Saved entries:
--- --- ---

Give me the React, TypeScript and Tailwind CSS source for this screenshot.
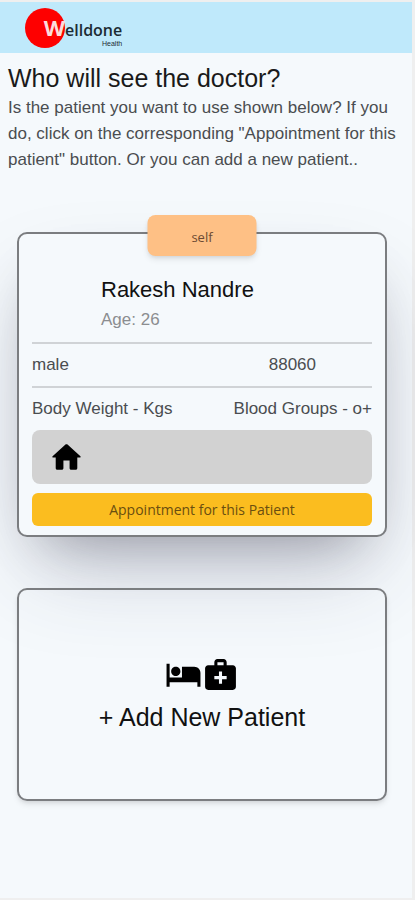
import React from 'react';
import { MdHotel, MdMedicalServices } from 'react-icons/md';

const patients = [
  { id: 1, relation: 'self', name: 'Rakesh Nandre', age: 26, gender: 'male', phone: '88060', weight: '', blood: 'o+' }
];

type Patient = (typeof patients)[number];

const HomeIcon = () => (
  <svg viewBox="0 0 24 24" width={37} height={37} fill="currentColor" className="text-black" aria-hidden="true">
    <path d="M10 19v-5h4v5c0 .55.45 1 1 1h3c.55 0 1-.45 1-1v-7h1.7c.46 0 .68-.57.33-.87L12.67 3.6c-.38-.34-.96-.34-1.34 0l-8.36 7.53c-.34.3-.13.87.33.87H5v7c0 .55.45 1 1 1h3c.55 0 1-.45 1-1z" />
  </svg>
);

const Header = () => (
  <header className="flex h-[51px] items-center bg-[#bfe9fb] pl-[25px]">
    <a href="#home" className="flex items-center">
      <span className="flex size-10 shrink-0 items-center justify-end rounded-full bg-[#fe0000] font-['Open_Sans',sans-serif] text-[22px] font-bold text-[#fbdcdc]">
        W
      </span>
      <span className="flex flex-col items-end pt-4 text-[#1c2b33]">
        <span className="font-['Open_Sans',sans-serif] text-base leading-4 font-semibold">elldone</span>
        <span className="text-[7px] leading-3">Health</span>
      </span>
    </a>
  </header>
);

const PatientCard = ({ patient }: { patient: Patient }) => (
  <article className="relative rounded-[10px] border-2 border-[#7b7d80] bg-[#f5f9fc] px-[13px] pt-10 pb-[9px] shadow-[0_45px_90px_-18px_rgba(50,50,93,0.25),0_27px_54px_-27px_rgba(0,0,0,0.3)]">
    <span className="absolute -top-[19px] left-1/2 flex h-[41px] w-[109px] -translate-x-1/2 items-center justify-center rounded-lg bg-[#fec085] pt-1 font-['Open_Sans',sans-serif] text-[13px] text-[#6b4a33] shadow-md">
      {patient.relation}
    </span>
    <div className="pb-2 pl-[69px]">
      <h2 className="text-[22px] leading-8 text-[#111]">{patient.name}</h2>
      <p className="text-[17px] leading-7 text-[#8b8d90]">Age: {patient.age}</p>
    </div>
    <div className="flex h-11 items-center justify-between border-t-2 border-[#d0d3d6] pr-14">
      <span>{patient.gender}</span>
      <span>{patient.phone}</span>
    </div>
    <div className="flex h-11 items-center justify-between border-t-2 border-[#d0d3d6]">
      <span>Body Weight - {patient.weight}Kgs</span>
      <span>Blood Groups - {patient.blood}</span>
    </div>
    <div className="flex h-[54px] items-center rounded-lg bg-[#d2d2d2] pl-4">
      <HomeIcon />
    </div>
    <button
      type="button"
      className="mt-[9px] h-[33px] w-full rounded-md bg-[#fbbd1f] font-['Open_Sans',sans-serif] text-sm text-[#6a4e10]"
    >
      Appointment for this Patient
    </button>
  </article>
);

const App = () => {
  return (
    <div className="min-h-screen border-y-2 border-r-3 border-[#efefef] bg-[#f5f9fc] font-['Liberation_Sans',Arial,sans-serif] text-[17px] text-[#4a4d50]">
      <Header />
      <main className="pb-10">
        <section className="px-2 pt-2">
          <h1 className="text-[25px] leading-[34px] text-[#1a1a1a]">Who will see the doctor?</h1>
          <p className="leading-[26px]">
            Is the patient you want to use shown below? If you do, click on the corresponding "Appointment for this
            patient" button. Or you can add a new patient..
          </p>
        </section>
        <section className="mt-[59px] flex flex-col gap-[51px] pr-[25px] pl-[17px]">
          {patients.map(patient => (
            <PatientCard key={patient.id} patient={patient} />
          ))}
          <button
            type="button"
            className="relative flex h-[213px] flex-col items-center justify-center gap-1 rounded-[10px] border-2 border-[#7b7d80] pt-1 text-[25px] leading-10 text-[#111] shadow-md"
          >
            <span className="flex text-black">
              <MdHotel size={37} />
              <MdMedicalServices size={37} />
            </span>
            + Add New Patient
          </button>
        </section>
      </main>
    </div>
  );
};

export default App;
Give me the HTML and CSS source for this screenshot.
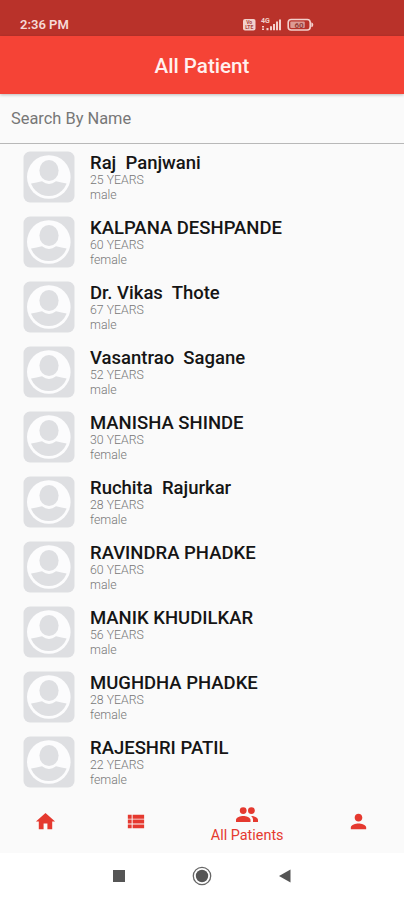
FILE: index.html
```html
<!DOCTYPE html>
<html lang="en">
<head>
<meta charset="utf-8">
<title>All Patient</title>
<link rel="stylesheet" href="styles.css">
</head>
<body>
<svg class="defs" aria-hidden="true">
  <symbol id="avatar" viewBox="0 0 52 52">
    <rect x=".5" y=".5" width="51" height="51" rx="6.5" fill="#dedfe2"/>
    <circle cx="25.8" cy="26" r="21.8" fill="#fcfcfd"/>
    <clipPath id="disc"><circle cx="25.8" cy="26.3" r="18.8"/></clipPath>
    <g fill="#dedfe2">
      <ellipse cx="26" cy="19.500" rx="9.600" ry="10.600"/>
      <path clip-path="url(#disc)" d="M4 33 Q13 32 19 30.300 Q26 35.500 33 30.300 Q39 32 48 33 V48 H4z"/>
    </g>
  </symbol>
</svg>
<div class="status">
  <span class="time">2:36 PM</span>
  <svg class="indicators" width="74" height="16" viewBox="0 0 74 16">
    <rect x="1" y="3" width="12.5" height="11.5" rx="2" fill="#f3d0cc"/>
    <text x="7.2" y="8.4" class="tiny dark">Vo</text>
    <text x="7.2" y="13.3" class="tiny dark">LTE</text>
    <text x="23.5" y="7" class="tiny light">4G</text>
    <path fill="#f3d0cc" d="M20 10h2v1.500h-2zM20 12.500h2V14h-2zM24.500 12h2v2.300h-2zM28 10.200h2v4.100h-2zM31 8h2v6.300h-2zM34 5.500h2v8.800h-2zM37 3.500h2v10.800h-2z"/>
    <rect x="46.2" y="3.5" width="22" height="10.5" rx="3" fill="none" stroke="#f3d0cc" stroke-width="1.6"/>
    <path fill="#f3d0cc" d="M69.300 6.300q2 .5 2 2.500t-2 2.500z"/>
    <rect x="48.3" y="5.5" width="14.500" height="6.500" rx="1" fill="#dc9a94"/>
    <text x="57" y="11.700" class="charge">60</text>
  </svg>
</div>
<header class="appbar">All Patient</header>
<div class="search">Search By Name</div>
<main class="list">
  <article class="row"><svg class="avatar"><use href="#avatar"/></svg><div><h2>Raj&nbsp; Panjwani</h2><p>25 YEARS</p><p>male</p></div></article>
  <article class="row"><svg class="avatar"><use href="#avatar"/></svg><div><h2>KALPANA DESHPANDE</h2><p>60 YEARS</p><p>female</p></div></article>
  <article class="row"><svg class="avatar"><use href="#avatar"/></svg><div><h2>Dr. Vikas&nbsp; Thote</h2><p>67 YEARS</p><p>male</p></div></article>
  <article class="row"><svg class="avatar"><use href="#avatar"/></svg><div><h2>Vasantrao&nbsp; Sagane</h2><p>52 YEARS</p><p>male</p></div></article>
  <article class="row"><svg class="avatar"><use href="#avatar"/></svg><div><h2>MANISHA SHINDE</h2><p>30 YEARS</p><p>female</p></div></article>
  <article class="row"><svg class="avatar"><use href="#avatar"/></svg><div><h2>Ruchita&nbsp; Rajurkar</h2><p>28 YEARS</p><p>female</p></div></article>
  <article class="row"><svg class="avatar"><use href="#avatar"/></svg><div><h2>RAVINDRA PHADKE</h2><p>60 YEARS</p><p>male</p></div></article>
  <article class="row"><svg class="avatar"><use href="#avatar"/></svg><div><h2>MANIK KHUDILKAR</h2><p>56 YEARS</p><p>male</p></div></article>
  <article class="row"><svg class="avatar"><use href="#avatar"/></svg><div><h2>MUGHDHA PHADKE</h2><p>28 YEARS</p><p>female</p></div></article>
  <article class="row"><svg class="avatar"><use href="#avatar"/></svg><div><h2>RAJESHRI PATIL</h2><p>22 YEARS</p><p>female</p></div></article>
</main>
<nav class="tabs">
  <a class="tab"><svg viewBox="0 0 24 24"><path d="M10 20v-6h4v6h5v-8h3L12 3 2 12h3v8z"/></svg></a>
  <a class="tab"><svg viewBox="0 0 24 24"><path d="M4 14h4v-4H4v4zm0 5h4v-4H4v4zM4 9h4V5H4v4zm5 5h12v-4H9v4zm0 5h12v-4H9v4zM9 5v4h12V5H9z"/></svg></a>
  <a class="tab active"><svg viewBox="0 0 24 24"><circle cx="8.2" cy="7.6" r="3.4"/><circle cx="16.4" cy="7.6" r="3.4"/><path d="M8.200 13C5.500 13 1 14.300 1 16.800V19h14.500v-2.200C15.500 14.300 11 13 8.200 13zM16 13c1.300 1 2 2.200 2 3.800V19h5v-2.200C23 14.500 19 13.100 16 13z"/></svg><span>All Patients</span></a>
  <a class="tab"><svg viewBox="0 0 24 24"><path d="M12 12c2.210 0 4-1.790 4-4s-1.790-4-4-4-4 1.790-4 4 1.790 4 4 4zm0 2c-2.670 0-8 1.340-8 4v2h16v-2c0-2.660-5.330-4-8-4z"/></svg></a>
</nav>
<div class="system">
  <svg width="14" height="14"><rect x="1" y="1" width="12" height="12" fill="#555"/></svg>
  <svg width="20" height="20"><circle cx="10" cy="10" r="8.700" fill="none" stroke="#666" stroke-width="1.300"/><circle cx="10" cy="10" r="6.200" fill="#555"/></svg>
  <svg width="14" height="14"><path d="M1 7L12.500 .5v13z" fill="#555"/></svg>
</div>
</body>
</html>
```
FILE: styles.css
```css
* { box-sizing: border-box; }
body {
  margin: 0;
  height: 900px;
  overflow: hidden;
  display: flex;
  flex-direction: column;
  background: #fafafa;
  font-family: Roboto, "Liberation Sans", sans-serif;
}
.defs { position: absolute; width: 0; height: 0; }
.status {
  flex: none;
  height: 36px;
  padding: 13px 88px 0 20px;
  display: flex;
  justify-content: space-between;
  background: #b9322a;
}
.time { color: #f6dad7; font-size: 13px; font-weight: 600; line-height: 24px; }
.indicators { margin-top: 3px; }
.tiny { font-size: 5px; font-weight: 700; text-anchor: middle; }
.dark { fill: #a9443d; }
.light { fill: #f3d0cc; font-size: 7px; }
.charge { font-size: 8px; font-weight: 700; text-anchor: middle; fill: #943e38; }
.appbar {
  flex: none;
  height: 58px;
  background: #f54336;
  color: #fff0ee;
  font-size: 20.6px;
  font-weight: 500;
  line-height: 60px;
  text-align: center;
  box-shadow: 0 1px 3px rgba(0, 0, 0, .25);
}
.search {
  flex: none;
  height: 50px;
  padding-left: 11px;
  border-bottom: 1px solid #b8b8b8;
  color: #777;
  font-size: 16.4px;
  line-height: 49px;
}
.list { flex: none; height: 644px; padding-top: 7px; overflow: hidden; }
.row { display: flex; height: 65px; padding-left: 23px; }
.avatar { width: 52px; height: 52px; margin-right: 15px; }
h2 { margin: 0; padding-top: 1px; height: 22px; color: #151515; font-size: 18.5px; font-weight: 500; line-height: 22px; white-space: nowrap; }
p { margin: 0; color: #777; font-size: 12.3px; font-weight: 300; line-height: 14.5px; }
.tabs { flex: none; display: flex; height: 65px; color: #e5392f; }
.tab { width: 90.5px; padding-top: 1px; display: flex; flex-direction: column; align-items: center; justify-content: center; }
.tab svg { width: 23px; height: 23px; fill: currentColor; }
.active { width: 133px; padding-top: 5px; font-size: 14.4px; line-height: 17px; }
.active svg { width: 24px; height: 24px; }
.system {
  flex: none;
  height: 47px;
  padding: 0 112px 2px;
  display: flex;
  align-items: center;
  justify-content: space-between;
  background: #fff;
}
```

--- --- ---

Find the word "Give" in the data and copy out each line where it turns up.

> **THE RESPONSE**:
Give me the React, TypeScript and Tailwind CSS source for this screenshot.
Give me the HTML and CSS source for this screenshot.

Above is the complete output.